Written instruction – Locate every line below that contains the word "with" and copy it.

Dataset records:
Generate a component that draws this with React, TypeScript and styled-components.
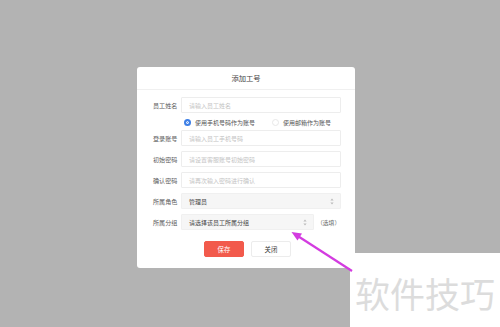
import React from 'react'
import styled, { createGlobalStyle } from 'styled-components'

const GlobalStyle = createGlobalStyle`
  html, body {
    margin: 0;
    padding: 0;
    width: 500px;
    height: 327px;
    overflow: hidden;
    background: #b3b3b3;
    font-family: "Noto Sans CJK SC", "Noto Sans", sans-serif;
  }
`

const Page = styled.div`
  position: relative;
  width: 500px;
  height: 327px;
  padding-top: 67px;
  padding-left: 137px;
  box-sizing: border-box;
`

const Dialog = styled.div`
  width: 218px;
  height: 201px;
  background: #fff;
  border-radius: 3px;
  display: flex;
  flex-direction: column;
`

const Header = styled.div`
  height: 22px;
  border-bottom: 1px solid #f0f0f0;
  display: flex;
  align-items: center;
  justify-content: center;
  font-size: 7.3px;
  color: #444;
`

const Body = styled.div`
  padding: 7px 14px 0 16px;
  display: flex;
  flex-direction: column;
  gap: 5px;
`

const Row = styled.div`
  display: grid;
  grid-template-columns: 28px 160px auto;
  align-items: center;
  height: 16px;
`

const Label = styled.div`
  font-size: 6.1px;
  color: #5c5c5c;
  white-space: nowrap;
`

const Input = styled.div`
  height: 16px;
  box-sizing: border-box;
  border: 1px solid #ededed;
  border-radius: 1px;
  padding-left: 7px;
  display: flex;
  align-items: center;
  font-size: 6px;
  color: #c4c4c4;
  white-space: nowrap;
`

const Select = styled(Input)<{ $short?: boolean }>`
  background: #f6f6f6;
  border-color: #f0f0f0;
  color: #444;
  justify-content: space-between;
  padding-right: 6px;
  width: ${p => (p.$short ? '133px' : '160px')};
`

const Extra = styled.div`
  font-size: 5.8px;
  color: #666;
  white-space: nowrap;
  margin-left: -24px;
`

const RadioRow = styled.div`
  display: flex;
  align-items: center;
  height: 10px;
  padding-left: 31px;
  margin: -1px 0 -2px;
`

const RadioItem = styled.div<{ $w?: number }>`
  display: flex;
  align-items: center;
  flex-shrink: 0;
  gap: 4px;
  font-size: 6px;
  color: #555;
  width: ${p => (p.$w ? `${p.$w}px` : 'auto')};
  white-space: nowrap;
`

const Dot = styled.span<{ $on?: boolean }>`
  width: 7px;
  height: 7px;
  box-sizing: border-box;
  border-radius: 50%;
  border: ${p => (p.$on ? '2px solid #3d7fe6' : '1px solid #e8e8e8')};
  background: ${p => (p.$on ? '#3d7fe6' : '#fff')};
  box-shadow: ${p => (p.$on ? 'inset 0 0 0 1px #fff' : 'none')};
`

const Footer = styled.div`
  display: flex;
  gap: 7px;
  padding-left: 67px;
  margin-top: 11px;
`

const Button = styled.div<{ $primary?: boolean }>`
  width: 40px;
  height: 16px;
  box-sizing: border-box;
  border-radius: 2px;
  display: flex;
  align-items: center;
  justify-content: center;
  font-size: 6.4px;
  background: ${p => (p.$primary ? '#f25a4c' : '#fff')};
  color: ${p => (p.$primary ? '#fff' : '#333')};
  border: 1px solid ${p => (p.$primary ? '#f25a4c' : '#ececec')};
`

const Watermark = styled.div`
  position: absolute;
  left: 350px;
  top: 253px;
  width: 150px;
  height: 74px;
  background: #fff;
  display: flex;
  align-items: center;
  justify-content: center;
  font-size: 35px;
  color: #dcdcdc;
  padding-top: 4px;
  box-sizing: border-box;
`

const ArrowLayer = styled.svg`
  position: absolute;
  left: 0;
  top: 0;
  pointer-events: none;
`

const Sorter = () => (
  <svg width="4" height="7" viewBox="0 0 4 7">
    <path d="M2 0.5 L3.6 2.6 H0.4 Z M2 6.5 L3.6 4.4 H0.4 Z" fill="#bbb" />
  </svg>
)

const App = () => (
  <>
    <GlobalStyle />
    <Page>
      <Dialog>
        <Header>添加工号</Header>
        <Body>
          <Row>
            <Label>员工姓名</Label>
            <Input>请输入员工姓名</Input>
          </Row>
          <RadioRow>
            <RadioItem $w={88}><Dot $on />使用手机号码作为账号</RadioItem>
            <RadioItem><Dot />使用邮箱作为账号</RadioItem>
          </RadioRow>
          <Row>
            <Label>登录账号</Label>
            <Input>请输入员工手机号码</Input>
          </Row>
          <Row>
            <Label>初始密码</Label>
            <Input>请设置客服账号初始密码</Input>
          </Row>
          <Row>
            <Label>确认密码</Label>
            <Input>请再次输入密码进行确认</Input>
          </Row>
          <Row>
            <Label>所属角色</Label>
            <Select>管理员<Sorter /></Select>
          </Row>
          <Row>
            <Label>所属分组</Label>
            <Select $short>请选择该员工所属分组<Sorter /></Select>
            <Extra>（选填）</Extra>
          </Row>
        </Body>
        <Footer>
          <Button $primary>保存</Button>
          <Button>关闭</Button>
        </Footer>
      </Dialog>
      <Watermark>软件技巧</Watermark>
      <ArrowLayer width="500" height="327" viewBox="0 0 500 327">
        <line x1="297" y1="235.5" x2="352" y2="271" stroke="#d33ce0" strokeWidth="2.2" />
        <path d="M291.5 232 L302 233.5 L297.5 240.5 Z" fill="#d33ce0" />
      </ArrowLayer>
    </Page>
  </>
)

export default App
* * *
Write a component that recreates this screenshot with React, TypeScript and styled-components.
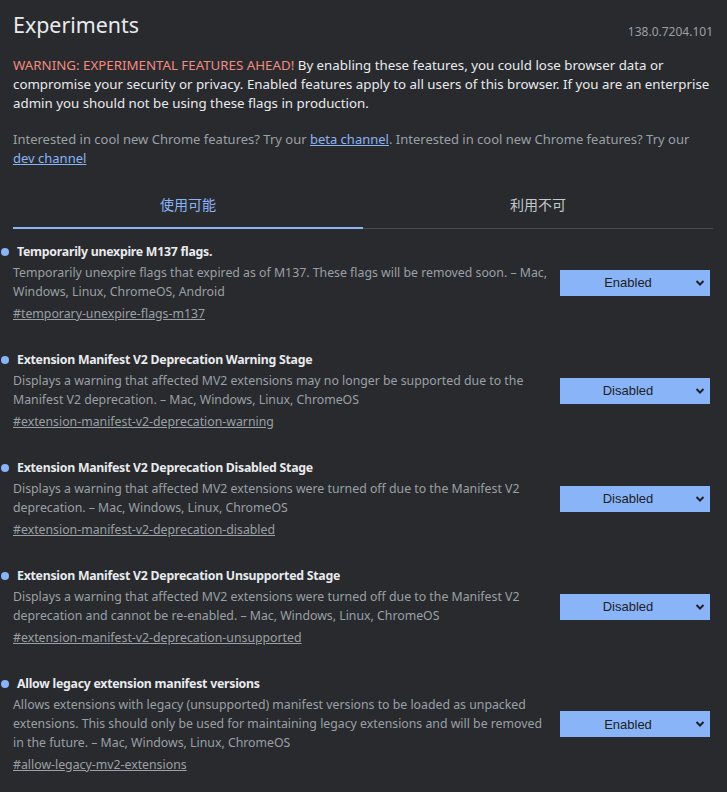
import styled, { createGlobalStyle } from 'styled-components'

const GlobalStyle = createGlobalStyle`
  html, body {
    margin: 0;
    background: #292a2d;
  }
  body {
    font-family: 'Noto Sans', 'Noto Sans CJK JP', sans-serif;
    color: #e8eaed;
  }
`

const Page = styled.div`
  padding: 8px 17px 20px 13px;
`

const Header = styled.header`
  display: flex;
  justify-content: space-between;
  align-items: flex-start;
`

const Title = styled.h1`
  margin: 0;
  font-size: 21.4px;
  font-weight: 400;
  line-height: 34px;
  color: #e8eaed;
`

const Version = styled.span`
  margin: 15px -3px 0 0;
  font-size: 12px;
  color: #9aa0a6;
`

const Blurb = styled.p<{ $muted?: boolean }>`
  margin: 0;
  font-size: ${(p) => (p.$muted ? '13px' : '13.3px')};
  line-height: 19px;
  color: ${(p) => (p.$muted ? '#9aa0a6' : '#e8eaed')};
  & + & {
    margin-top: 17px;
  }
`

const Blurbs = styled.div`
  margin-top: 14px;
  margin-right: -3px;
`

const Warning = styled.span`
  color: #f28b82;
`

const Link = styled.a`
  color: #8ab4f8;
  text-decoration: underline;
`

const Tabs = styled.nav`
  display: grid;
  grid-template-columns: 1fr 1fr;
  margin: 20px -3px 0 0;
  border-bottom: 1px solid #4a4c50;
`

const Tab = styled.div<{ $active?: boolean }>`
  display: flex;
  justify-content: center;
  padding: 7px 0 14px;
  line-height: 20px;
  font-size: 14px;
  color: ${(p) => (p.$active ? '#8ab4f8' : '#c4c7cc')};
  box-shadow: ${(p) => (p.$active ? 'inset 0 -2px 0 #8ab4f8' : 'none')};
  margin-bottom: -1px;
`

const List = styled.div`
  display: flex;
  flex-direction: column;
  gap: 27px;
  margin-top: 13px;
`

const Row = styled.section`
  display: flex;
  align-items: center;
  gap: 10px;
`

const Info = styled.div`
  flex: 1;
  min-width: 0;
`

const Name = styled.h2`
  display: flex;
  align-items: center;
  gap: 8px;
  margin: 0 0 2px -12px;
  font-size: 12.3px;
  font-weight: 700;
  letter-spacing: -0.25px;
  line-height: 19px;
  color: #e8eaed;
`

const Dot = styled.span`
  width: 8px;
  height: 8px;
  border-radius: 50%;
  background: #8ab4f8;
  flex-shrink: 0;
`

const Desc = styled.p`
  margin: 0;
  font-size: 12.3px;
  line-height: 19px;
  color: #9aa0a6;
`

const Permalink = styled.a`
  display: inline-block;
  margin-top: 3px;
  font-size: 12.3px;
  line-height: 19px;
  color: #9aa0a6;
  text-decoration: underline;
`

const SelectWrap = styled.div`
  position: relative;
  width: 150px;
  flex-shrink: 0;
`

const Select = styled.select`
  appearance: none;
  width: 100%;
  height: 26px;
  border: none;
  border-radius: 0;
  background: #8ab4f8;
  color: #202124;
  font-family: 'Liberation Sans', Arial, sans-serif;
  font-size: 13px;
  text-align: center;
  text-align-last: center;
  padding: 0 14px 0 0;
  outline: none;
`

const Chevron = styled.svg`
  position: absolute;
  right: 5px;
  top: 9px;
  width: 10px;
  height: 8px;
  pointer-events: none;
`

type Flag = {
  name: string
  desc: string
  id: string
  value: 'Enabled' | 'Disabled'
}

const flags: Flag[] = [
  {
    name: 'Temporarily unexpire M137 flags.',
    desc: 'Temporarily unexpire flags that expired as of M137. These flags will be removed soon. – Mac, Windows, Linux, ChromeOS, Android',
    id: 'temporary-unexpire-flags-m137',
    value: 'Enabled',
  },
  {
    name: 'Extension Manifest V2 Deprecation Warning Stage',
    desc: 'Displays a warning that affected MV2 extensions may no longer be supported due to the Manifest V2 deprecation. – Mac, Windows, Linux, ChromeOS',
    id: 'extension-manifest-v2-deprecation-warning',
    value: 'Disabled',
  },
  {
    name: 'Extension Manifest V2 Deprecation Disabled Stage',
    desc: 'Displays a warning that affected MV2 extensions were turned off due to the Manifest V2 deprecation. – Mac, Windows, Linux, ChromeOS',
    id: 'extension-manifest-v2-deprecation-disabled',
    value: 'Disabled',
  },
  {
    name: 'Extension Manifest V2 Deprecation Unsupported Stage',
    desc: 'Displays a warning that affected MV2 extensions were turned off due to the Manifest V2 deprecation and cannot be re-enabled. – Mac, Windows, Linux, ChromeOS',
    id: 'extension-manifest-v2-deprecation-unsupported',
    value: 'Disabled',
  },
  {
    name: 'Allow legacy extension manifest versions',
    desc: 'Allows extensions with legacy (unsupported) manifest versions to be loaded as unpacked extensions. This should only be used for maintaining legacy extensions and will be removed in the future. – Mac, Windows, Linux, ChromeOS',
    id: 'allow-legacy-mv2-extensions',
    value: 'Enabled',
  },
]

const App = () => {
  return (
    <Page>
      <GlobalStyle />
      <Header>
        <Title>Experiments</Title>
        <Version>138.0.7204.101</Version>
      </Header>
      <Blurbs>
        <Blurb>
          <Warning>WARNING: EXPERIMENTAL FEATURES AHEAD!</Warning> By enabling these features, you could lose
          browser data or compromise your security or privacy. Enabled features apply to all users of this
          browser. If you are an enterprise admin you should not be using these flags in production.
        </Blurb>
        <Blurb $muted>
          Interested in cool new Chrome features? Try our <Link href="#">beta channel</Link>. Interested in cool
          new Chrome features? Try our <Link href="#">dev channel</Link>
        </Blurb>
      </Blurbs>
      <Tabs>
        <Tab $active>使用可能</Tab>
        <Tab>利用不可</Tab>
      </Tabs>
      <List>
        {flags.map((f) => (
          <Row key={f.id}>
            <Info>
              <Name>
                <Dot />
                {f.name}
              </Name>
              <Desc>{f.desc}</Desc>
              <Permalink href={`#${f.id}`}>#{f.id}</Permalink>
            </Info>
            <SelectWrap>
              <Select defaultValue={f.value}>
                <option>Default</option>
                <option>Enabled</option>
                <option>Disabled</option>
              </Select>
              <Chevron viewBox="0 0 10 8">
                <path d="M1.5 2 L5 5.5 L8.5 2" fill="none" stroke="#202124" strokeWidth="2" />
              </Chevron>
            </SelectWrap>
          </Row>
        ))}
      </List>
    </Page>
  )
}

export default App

Response below –
Generate a component that draws this with React, TypeScript and styled-components.
Write a component that recreates this screenshot with React, TypeScript and styled-components.
    desc: 'Allows extensions with legacy (unsupported) manifest versions to be loaded as unpacked extensions. This should only be used for maintaining legacy extensions and will be removed in the future. – Mac, Windows, Linux, ChromeOS',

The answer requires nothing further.